When a public hearing is held as part of the application for federal funds, the EA shall be available at the public hearing and for a minimum of 15 days in advance of the public hearing. The notice of the public hearing in local newspapers must announce the availability of the EA, where it may be obtained or reviewed, as well as information on how and where to submit comments. Comments must be submitted in writing within 30 days of the availability of the EA unless the Department determines, for good cause, that a different period is warranted. Public hearing requirements are described in 23 CFR Sec. 771.111 and Chapter 3. See the Project Development Procedures Manual (PDPM) Chapter 11 for additional information regarding types of public hearings and alternative meeting formats, such as open houses or map showings.

When a public hearing is not held, the District or the local agency must place a notice in a newspaper(s) similar to a public hearing notice and at a similar stage of development of the action, advising the public of the availability of the EA and where information concerning the action may be obtained. The notice invites comments from all interested parties. Comments must be submitted in writing within 30 days of the publication unless the Department determines otherwise.

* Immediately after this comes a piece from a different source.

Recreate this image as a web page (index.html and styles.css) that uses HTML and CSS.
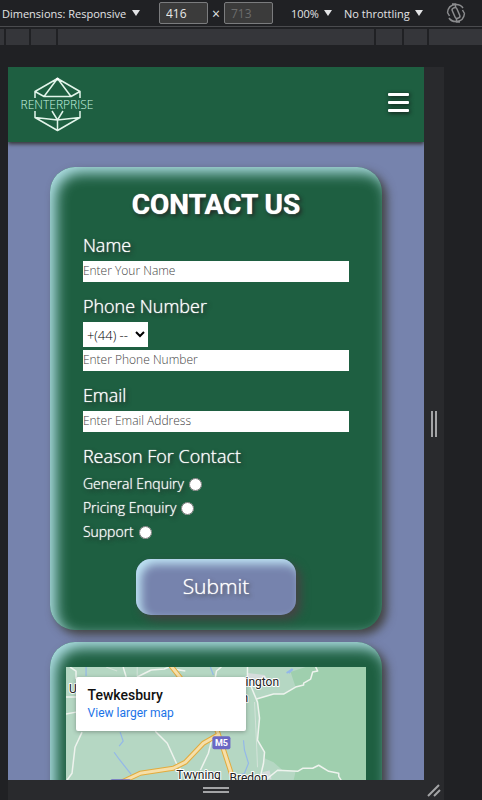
FILE: index.html
```html
<!DOCTYPE html>
<html lang="en">
<head>
<meta charset="utf-8">
<meta name="viewport" content="width=device-width, initial-scale=1">
<title>Renterprise - Contact Us</title>
<link rel="stylesheet" href="styles.css">
</head>
<body>
<div class="toolbar">
  <label class="picker"><select class="picker-select" aria-label="Device"><option>Dimensions: Responsive</option></select><svg class="caret" viewBox="0 0 8 6"><path d="M0 0h8L4 6z"/></svg></label>
  <div class="size">
    <input class="size-input" type="text" value="416" aria-label="Width">
    <span class="times">×</span>
    <input class="size-input" type="text" value="713" aria-label="Height" disabled>
  </div>
  <label class="picker"><select class="picker-select" aria-label="Zoom"><option>100%</option></select><svg class="caret" viewBox="0 0 8 6"><path d="M0 0h8L4 6z"/></svg></label>
  <label class="picker"><select class="picker-select" aria-label="Throttling"><option>No throttling</option></select><svg class="caret" viewBox="0 0 8 6"><path d="M0 0h8L4 6z"/></svg></label>
  <button class="rotate" type="button" aria-label="Rotate">
    <svg width="20" height="20" viewBox="0 0 20 20" fill="none" stroke="#8b8c8e" stroke-width="1.500">
      <rect x="7.500" y="4.500" width="5" height="11" rx="2" transform="rotate(-24 10 10)"/>
      <path d="M9 1.500C5 2 2 5 1.500 9.500M6 1h3.500v3.500M1.500 9.500L3.500 13M3 15c1.500 2.500 4 3.500 7 3.500"/>
      <path d="M11 18.500c4-.5 7-3.500 7.500-8M14 19h-3.500v-3.500M18.500 10.500L16.500 7M17 5c-1.500-2.500-4-3.500-7-3.500"/>
    </svg>
  </button>
</div>
<div class="ruler"><i></i><i></i><i></i><i></i><i></i><i></i><i></i></div>

<div class="stage">
  <div class="page">
    <header class="site-header">
      <a class="logo" href="#">
        <svg width="72" height="56" viewBox="0 0 72 56" role="img" aria-label="Renterprise">
          <g fill="none" stroke="#e2f5ea" stroke-width="1.500" stroke-linejoin="round">
            <path d="M13 21V14.500L35.500 1.500L58 14.500V21M13 14.500L22 19.500H49L58 14.500M22 19.500L35.500 1.500L49 19.500"/>
            <path d="M13 34V40.500L35.500 53.500L58 40.500V34M13 40.500L35.500 43L58 40.500M30 34L35.500 43L41 34M35.500 43V53.500"/>
          </g>
          <circle cx="35.500" cy="2" r="1.500" fill="#fff"/>
          <text class="logo-text" x="35" y="32" text-anchor="middle">RENTERPRISE</text>
        </svg>
      </a>
      <button class="menu" type="button" aria-label="Menu"><span></span><span></span><span></span></button>
    </header>

    <main class="content">
      <form class="card form-card">
        <h1 class="title">CONTACT US</h1>
        <div class="field">
          <label class="label" for="name">Name</label>
          <input class="input" id="name" type="text" placeholder="Enter Your Name">
        </div>
        <div class="field">
          <label class="label" for="phone">Phone Number</label>
          <select class="code" aria-label="Country code"><option>+(44) -- UK</option></select>
          <input class="input" id="phone" type="tel" placeholder="Enter Phone Number">
        </div>
        <div class="field">
          <label class="label" for="email">Email</label>
          <input class="input" id="email" type="email" placeholder="Enter Email Address">
        </div>
        <fieldset class="reasons">
          <legend class="label">Reason For Contact</legend>
          <label class="reason">General Enquiry<input type="radio" name="reason"></label>
          <label class="reason">Pricing Enquiry<input type="radio" name="reason"></label>
          <label class="reason">Support<input type="radio" name="reason"></label>
        </fieldset>
        <button class="submit" type="submit">Submit</button>
      </form>

      <section class="card map-card">
        <div class="map">
          <svg class="map-art" viewBox="0 0 300 200" preserveAspectRatio="xMinYMin slice">
            <rect width="300" height="200" fill="#b5d7c3"/>
            <path fill="#9fcfae" d="M190 32L207 27H217L229 20L224 5L239 0H300V200H215L227 113L229 104L216 103L207 95L198 91V85L191 73L193 51L191 35z"/>
            <path fill="#d5dcdc" d="M181 6L198 8L203 15L190 20L180 17zM196 105L203 103L205 112H194z"/>
            <g fill="none" stroke="#94b8e8" stroke-width="1.200">
              <path d="M20 0V9M54 65L57 74L53 79M48 85L53 92L65 107M144 0L147 8M177 73L178 83L182 96L178 106L170 109"/>
              <path d="M220 6L226 2L222 6" stroke-width="2"/>
            </g>
            <g fill="none" stroke="#d3e3d9" stroke-width="1">
              <path d="M71 0V10M40 0L51 4M188 35L190 75L191 100M60 200L100 160"/>
            </g>
            <g fill="none" stroke="#eef3ee" stroke-width="1.500" stroke-linejoin="round">
              <path d="M4 0L10 4V12M57 0L60 10M71 10L85 3L98 2L103 0M107 2L119 4M149 10L150 4L155 0M0 30H10M0 47L10 45"/>
              <path d="M89 64L101 76L111 98L118 106M16 65L9 80L6 106L1 113M146 70L142 86L134 103"/>
              <path d="M181 0V10L186 23L191 35L193 51L191 73L198 85L197 96L193 113"/>
              <path d="M190 32L207 27H217L229 20L237 18V16L244 12L246 5L251 4L249 0"/>
              <path d="M201 111L211 103L231 104L236 101L246 101L252 98L262 104L272 106V109L275 114"/>
            </g>
            <g fill="none" stroke-linejoin="round">
              <path stroke="#e3ab3c" stroke-width="5" d="M104 -2L115 12L151 64L157 82L168 116M151 68L137 76L119 95L107 101L74 106L55 115L40 119"/>
              <path stroke="#f6dfa9" stroke-width="3" d="M104 -2L115 12L151 64L157 82L168 116M151 68L137 76L119 95L107 101L74 106L55 115L40 119"/>
            </g>
            <rect x="146" y="69" width="18" height="13" rx="2" fill="#6b68c4"/>
            <rect x="44" y="112" width="21" height="13" rx="2" fill="#6b68c4"/>
            <text class="road-label" x="155" y="79" text-anchor="middle">M5</text>
            <g class="place">
              <text x="3" y="26">U</text>
              <text x="179" y="19">ington</text>
              <text x="175" y="35">n</text>
              <text x="110" y="112">Twyning</text>
              <text x="163" y="115">Bredon</text>
            </g>
          </svg>
          <div class="popup">
            <strong class="popup-title">Tewkesbury</strong>
            <a class="popup-link" href="#">View larger map</a>
          </div>
        </div>
      </section>
    </main>
  </div>
  <div class="handle handle-right"></div>
  <div class="handle handle-bottom"></div>
  <div class="handle handle-corner"><svg width="14" height="14" viewBox="0 0 14 14" stroke="#a3a4a6" stroke-width="2"><path d="M1 13L12 2M7 13L13 7"/></svg></div>
</div>
</body>
</html>
```
FILE: styles.css
```css
*,
*::before {
  box-sizing: border-box;
}

body {
  margin: 0;
  height: 100vh;
  display: flex;
  flex-direction: column;
  overflow: hidden;
  background: #202124;
  font-family: "Open Sans", "Noto Sans", sans-serif;
}

button, input, select {
  font-family: inherit;
  font-weight: inherit;
  margin: 0;
}

/* Toolbar */
.toolbar {
  display: flex;
  align-items: center;
  height: 27px;
  padding: 0 16px 0 2px;
  border-bottom: 1px solid #4a4b4e;
  color: #e3e4e6;
  font-size: 11px;
  white-space: nowrap;
}

.picker {
  display: flex;
  align-items: center;
  gap: 5px;
}

.picker-select {
  appearance: none;
  border: 0;
  padding: 0;
  background: none;
  color: inherit;
  font-size: 11px;
}

.caret {
  width: 8px;
  height: 6px;
  fill: #e3e4e6;
}

.size {
  display: flex;
  align-items: center;
  gap: 4px;
  margin: 0 18px 0 19px;
}

.size-input {
  width: 49px;
  height: 22px;
  padding: 0 6px;
  border: 1px solid #7b7c7e;
  border-radius: 2px;
  background: #3b3b3b;
  color: #e8e8e8;
  font-size: 12px;
}

.size-input:disabled {
  color: #6c6c6c;
}

.times {
  width: 8px;
  font-size: 14px;
  text-align: center;
}

.size + .picker {
  margin-right: 12px;
}

.rotate {
  display: flex;
  margin-left: auto;
  padding: 0;
  border: 0;
  background: none;
}

.ruler {
  display: grid;
  grid-template-columns: 4px 23px 25px 1fr 26px 23px 53px;
  column-gap: 2px;
  height: 16px;
  margin-top: 2px;
}

.ruler i {
  background: #35363a;
}

/* Viewport frame */
.stage {
  flex: 1;
  min-height: 0;
  display: grid;
  grid-template-columns: 1fr 20px;
  grid-template-rows: minmax(0, 1fr) 20px;
  padding: 22px 38px 0 8px;
}

.handle {
  display: flex;
  align-items: center;
  justify-content: center;
  background: #292a2d;
}

.handle-right::before {
  content: "";
  width: 6px;
  height: 26px;
  border: solid #a3a4a6;
  border-width: 0 2px;
}

.handle-bottom {
  grid-row: 2;
}

.handle-bottom::before {
  content: "";
  width: 26px;
  height: 6px;
  border: solid #a3a4a6;
  border-width: 2px 0;
}

/* Site */
.page {
  overflow: hidden;
  background: #7683ad;
  color: #fff;
  font-weight: 300;
}

.site-header {
  position: relative;
  display: flex;
  align-items: center;
  justify-content: space-between;
  height: 75px;
  padding: 0 15px 0 14px;
  background: #1e5f41;
  box-shadow: 0 2px 4px #333;
}

.logo svg {
  display: block;
  overflow: visible;
}

.logo-text {
  fill: #c6f5e0;
  font-size: 12px;
}

.menu {
  display: flex;
  flex-direction: column;
  gap: 5px;
  margin-bottom: 4px;
  padding: 0;
  border: 0;
  background: none;
}

.menu span {
  width: 21px;
  height: 3px;
  border-radius: 1px;
  background: #fff;
  box-shadow: 1px 1px 4px #111;
}

.content {
  display: flex;
  flex-direction: column;
  gap: 12px;
  padding: 25px 10% 0;
}

.card {
  border-radius: 25px;
  background: #1e5f41;
  box-shadow: 5px 5px 10px #444, inset 6px 6px 14px #b0e0e6;
}

.form-card {
  display: flex;
  flex-direction: column;
  padding: 20px 10% 15px;
  text-shadow: 0 0 1px #fff, 2px 2px 4px #222;
}

.title {
  margin: 0 0 8px;
  font-family: Roboto, sans-serif;
  font-size: 28px;
  line-height: 36px;
  font-weight: 700;
  text-align: center;
}

.field {
  display: flex;
  flex-direction: column;
  margin-bottom: 10px;
}

.label {
  padding: 0 0 2px;
  font-size: 18px;
  line-height: 28px;
}

.input {
  width: 100%;
  height: 21px;
  padding: 0 0 2px;
  border: 0;
  background: #fff;
  font-size: 12px;
}

.input::placeholder {
  color: #444;
}

.code {
  width: 65px;
  height: 25px;
  margin-bottom: 3px;
  border: 0;
  border-radius: 0;
  background: #fff;
  color: #000;
  font-size: 13px;
}

.reasons {
  margin: 0 0 15px;
  padding: 0;
  border: 0;
}

.reason {
  display: flex;
  align-items: center;
  gap: 5px;
  font-size: 14px;
  line-height: 24px;
}

.reason input {
  width: 13px;
  height: 13px;
}

.submit {
  align-self: center;
  width: 60%;
  height: 56px;
  padding: 0 0 2px;
  border: 0;
  border-radius: 15px;
  background: #7683ad;
  box-shadow: 5px 5px 10px #444, inset 5px 5px 10px #bfe4f5;
  color: #fff;
  font-size: 21px;
  text-shadow: 0 0 1px #fff, 2px 2px 4px #444;
}

/* Map */
.map-card {
  padding: 25px 16px;
}

.map {
  position: relative;
  height: 200px;
  overflow: hidden;
  font-family: Roboto, sans-serif;
  font-weight: 400;
}

.map-art {
  display: block;
  width: 100%;
  height: 100%;
}

.place {
  fill: #222;
  stroke: #fff;
  stroke-width: 2px;
  stroke-linejoin: round;
  paint-order: stroke;
  font-size: 12px;
}

.road-label {
  fill: #fff;
  font-size: 9px;
  font-weight: 700;
}

.popup {
  position: absolute;
  top: 10px;
  left: 10px;
  display: flex;
  flex-direction: column;
  width: 170px;
  padding: 9px 12px;
  border-radius: 2px;
  background: #fff;
  box-shadow: 0 1px 4px rgba(0, 0, 0, 0.3);
  line-height: 18px;
}

.popup-title {
  color: #111;
  font-size: 14px;
  font-weight: 500;
}

.popup-link {
  color: #1a73e8;
  font-size: 12px;
  text-decoration: none;
}
```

If the project will affect cultural resources, the public notices announcing scoping meetings or announcing the availability of the EA must include the following statement: “The proposed work may have an effect on historic properties eligible for the National Register of Historic Places. Caltrans is evaluating alternatives to determine if the project can avoid adversely affecting the property(ies) or, if not, if adequate mitigation measures can be incorporated into the project plans.”

The filing of the notice and documents with the State Clearinghouse, the notification of cooperating and participating agencies, and the public notice published in the newspaper satisfy the requirements of Executive Order 12372 regarding intergovernmental review of federal programs.

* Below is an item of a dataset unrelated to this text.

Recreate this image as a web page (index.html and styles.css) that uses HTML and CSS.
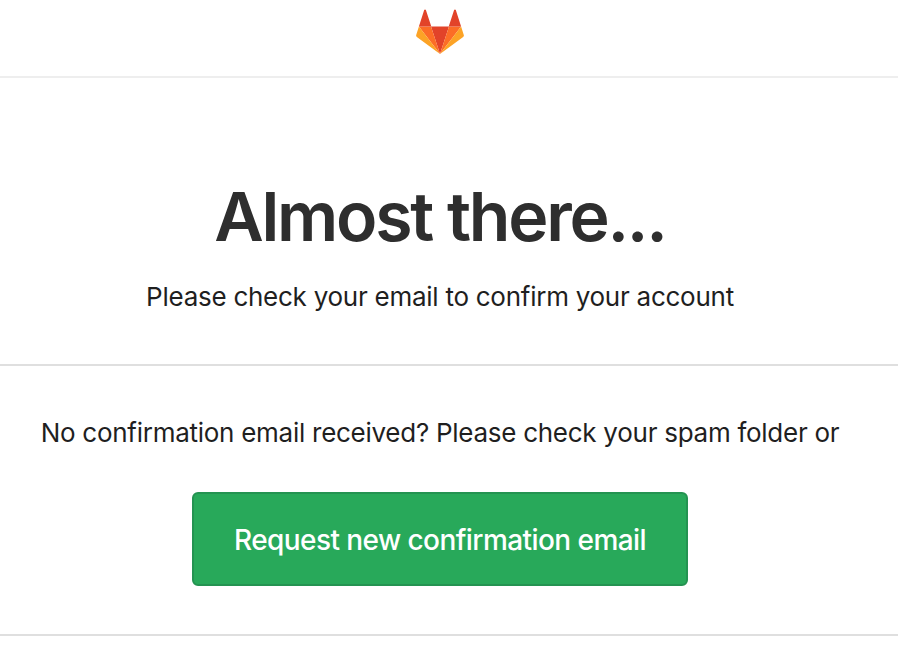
FILE: index.html
```html
<!DOCTYPE html>
<html lang="en">
<head>
<meta charset="utf-8">
<title>Almost there</title>
<link rel="stylesheet" href="styles.css">
</head>
<body>
<header class="navbar">
<svg class="logo" viewBox="0 0 48 45" aria-label="GitLab">
<path fill="#e24329" d="M24 45 15 17.600h18z"/>
<path fill="#fc6d26" d="M24 45 15 17.600H2.900zM24 45l9-27.400h12.100z"/>
<path fill="#fca326" d="M2.900 17.600.2 25.900c-.25.75 0 1.550.65 2L24 45zM45.100 17.600l2.700 8.300c.25.75 0 1.550-.65 2L24 45z"/>
<path fill="#e24329" d="M2.900 17.600h12.400L9.900 1.100c-.27-.84-1.450-.84-1.720 0zM45.100 17.600H32.700l5.400-16.500c.27-.84 1.450-.84 1.720 0z"/>
</svg>
</header>
<main>
<section class="intro">
<h1>Almost there...</h1>
<p class="lead">Please check your email to confirm your account</p>
</section>
<section class="resend">
<p class="hint">No confirmation email received? Please check your spam folder or</p>
<a class="button"><span>Request new confirmation email</span></a>
</section>
</main>
</body>
</html>
```
FILE: styles.css
```css
* { box-sizing: border-box; }
body { margin: 0; background: #fff; color: #1f1f1f; font-family: Inter, sans-serif; overflow: hidden; }
h1, p { margin: 0; white-space: nowrap; }
.navbar { height: 78px; padding: 9px 18px 0 0; border-bottom: 2px solid #eee; display: flex; justify-content: center; align-items: flex-start; }
.logo { width: 48px; height: 45px; display: block; }
.intro, .resend { display: flex; flex-direction: column; align-items: center; padding-right: 18px; }
.intro { height: 288px; padding-top: 98px; border-bottom: 2px solid #dfdfdf; }
h1 { font-size: 68px; line-height: 80px; font-weight: 600; letter-spacing: -2.25px; color: #2e2e2e; }
.lead { margin-top: 25px; font-size: 26px; line-height: 32px; letter-spacing: -0.26px; }
.resend { height: 270px; padding-top: 51px; border-bottom: 2px solid #dfdfdf; }
.hint { font-size: 26px; line-height: 32px; letter-spacing: -0.27px; }
.button { margin-top: 43px; width: 496px; height: 94px; padding-top: 2px; display: flex; align-items: center; justify-content: center; background: #28a95a; border: 2px solid #249351; border-radius: 6px; color: #fff; font-size: 28px; font-weight: 500; letter-spacing: -0.57px; white-space: nowrap; }
```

When the EA indicates that the project has the potential to result in a significant impact, an EIS must be prepared. An EA is not required when a decision has already been made to prepare an EIS. At the conclusion of the public availability period, the EA should be finalized by being revised or an attachment provided, as appropriate, to (a) reflect changes in the proposed action or mitigation measures resulting from comments received or from the public hearing, if one was held, and (b) include any necessary findings, agreements, or determinations required for the proposal. A copy of the comments and responses should be attached to the revised EA.

If no significant impacts are identified and the EA is routine, the FONSI is prepared and sent to the appropriate Department authority for signature. If the document is a complex EA, the FONSI is prepared and sent to the HQ District Environmental Coordinator for concurrence and then to the appropriate district/region authority for signature (see SER, volume 1, Chapter 38, Complex EA Review Procedures for detailed instructions).

As a courtesy, provide a copy of the "draft" EA (routine and complex) to the Headquarters NEPA Assignment Office.

FINAL EA AND FONSI:

A FONSI is a public decision document that briefly describes why the project will not have any significant environmental effect and will not require the preparation of an EIS.

The FONSI must document the reasons for deciding that the action will not have a significant effect on the environment. If relevant it must show which factors were weighted most heavily in the determination. It should also incorporate by reference any other environmental documents used to support the assessment. The FONSI is usually a one-page document to which the EA is attached or referenced. A sample FONSI can be found on the SER Forms and Templates page.

PUBLIC REVIEW FONSI AND FINAL EA

Formal distribution of a FONSI is not required. However, an EA, at a legal minimum, must be made available for public review upon request for at 30 days before making a final determination. FHWA regulations require that a Notice of Availability (NOA) of the FONSI be sent to the affected units of federal, state and local government and to the State Clearinghouse in compliance with Executive Order 12372. Although the circulation requirements for a FONSI are very limited, send the Notice of Availability and a copy of the FONSI and Final EA to cooperating and participating agencies, agencies which commented on the EA or requested to be informed of the project decision.

As a courtesy, provide a copy of the "final" EA (routine and complex) to the Headquarters NEPA Assignment Office.

STATUTE OF LIMITATIONS

SAFETEA-LU Section 6002 established a 180-day statute of limitations (SOL) on claims against USDOT and other federal agencies for certain environmental and other approval actions if certain circumstances apply (23 CFR 771.139). The enactment of MAP-21 revised this to a 150-day statute of limitations. The action must be related to a transportation project and a Statute of Limitations Notice must be published in the Federal Register announcing that a federal agency has taken an action on a transportation project that is final under the federal law pursuant to which the action was taken. Note: Even under NEPA Assignment (23 USC 327), FHWA is still the entity that must publish the Federal Register notice. If a SOL notice is not published in the Federal Register, the normal 6-year period for claims applies. All federal agency decisions, permits, and approvals must be final before the SOL notice can be published. The statute of limitations provision covers all levels of NEPA documentation, although FHWA anticipates that it will be used primarily for EISs and EA/FONSIs but rarely for CEs. FHWA will file the SOL notice in the same manner as it files Notices of Intent. (NOIs and SOL notices are not submitted to EPA for publication in the Federal Register.)

See the FHWA/FTA SAFETEA-LU Environmental Review Process Final Guidance Statute of Limitations and its Appendix E for questions and answers as well as formats to cover various situations.